CHEMISTRY

A. I. KONOVALOV

STERIC HINDRANCE IN THE DIENE SYNTHESIS REACTION OF CYCLOPENTADIENE WITH DIENOPHILES OF THE ISOPROPENYL TYPE

(Presented by Academician B. A. Arbuzov, January 10, 1963)

In studying the stereoselectivity of the diene synthesis reaction, a series of papers by Berson and co-workers ($^{1-3}$) showed that the behavior of methyl acrylate in the reaction with cyclopentadiene differs from that of methyl methacrylate; namely, methyl acrylate obeys Alder’s rule ($^4$) and gives predominantly the endo adduct, whereas methyl methacrylate does not obey it and gives predominantly the exo adduct. Such behavior of these compounds seemed somewhat unexpected. The authors mentioned above believe that the reason lies in weak interactions, for which it is still difficult to give an exact estimate. It seems to us that the principal reason for the different behavior of methyl acrylate and methyl methacrylate in the reaction with cyclopentadiene lies in steric hindrance, which arises in the endo orientation of methyl methacrylate as a result of interaction between the methyl group at the double bond of methyl methacrylate and the hydrogen of the methylene group of cyclopentadiene. This conclusion is made on the basis of the data given below and, we believe, is valid for the reaction of cyclopentadiene with other dienophiles of the isopropenyl type.

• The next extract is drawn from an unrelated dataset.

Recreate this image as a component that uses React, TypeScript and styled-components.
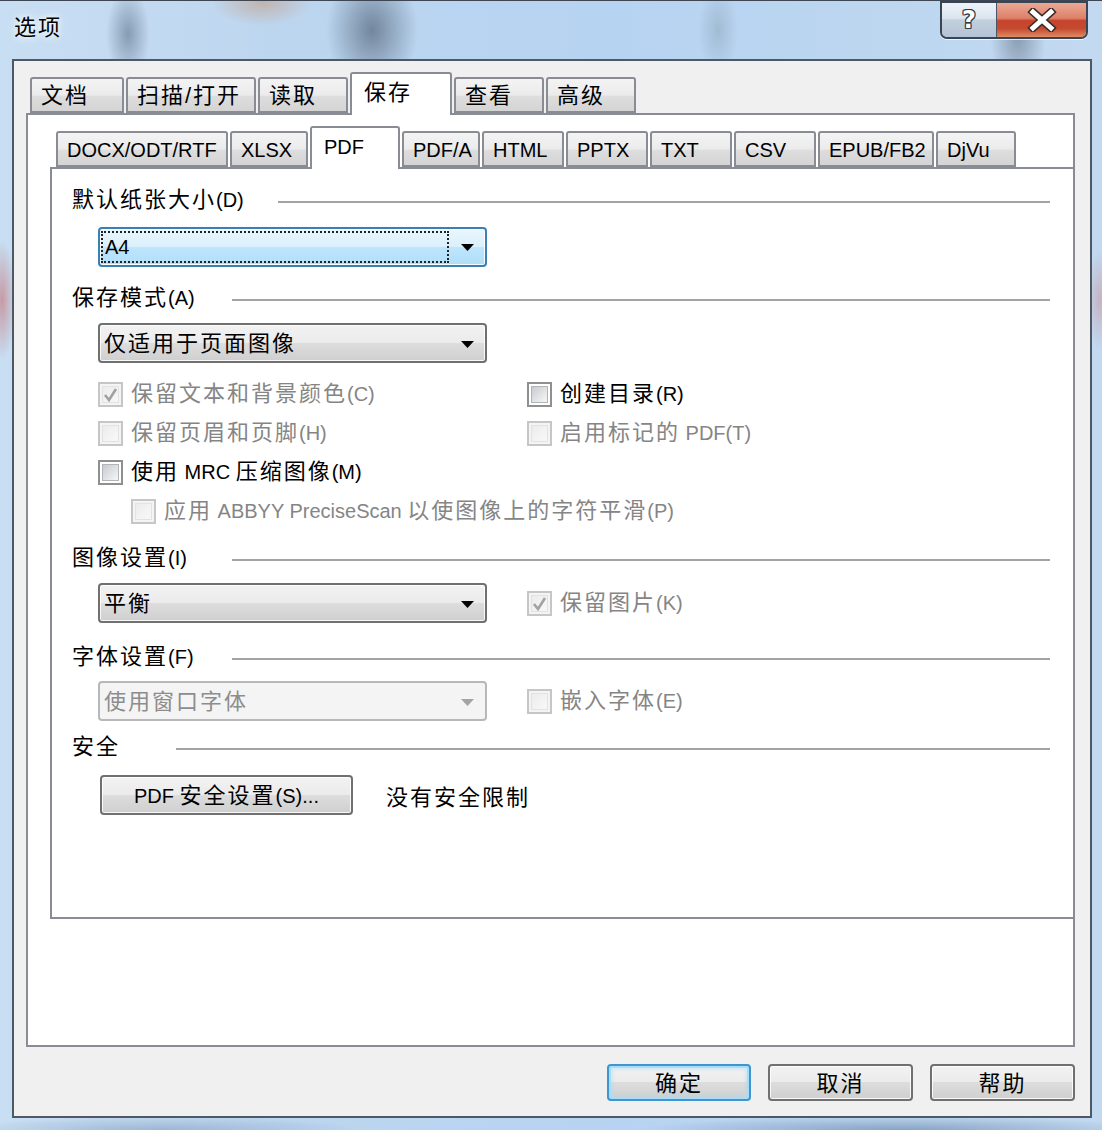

According to the L.F.E. principle ($^5$), one should expect a linear relationship between $\lg k$ ($k$ is the reaction rate constant) for the reactions of one diene with a series of dienophiles and $\lg k$ for the reactions of another diene with the same dienophiles, if steric hindrance is not observed in any case, since the remaining factors affecting the reactivity of the dienophile are the same with any diene, and the difference consists only in the sensitivity of the dienes to them. Therefore we compared the logarithms of the rate constants of the reactions of cyclopentadiene with a series of dienophiles of the vinyl and isopropenyl types ($\lg k_{\mathrm{CPD}}$) with the logarithms of the rate constants of the reactions of 2,3-dimethylbutadiene-1,3 with the same dienophiles ($\lg k_{\mathrm{DMBD}}$). In the present case, however, there is the special feature that $k_{\mathrm{CPD}} = k_{\mathrm{CPD}}^{\mathrm{endo}} + k_{\mathrm{CPD}}^{\mathrm{exo}}$, where $k_{\mathrm{CPD}}^{\mathrm{endo}}$ and $k_{\mathrm{CPD}}^{\mathrm{exo}}$ are the rate constants for formation of the endo and exo adducts, respectively. Taking this fact into account shows that in this case $\lg k_{\mathrm{CPD}}$ will also depend approximately linearly on $\lg k_{\mathrm{DMBD}}$, since the resulting dependence is expressed in general form by a hyperbola, and a side branch of the hyperbola (which corresponds to the conditions considered) may be regarded, to a good approximation, as linear. The rate constants of the reactions of cyclopentadiene were determined in dioxane at $t = 30^\circ$, and those of dimethylbutadiene in dioxane at $t = 150^\circ$ by a spectrophotometric method ($k$ in hour$^{-1} \cdot$ mole$^{-1} \cdot$ liter). For the reactions of cyclopentadiene with dienophiles of the isopropenyl type, the values of the reaction rate constants have not been determined; however, for the purposes of the present work it is quite sufficient that they are smaller than the rate constant for dimerization of cyclopentadiene. In Fig. 1, points have been placed for them at the value corresponding to the rate constant for dimerization of cyclopentadiene, with arrows directed downward, which means that the true positions must be somewhere lower.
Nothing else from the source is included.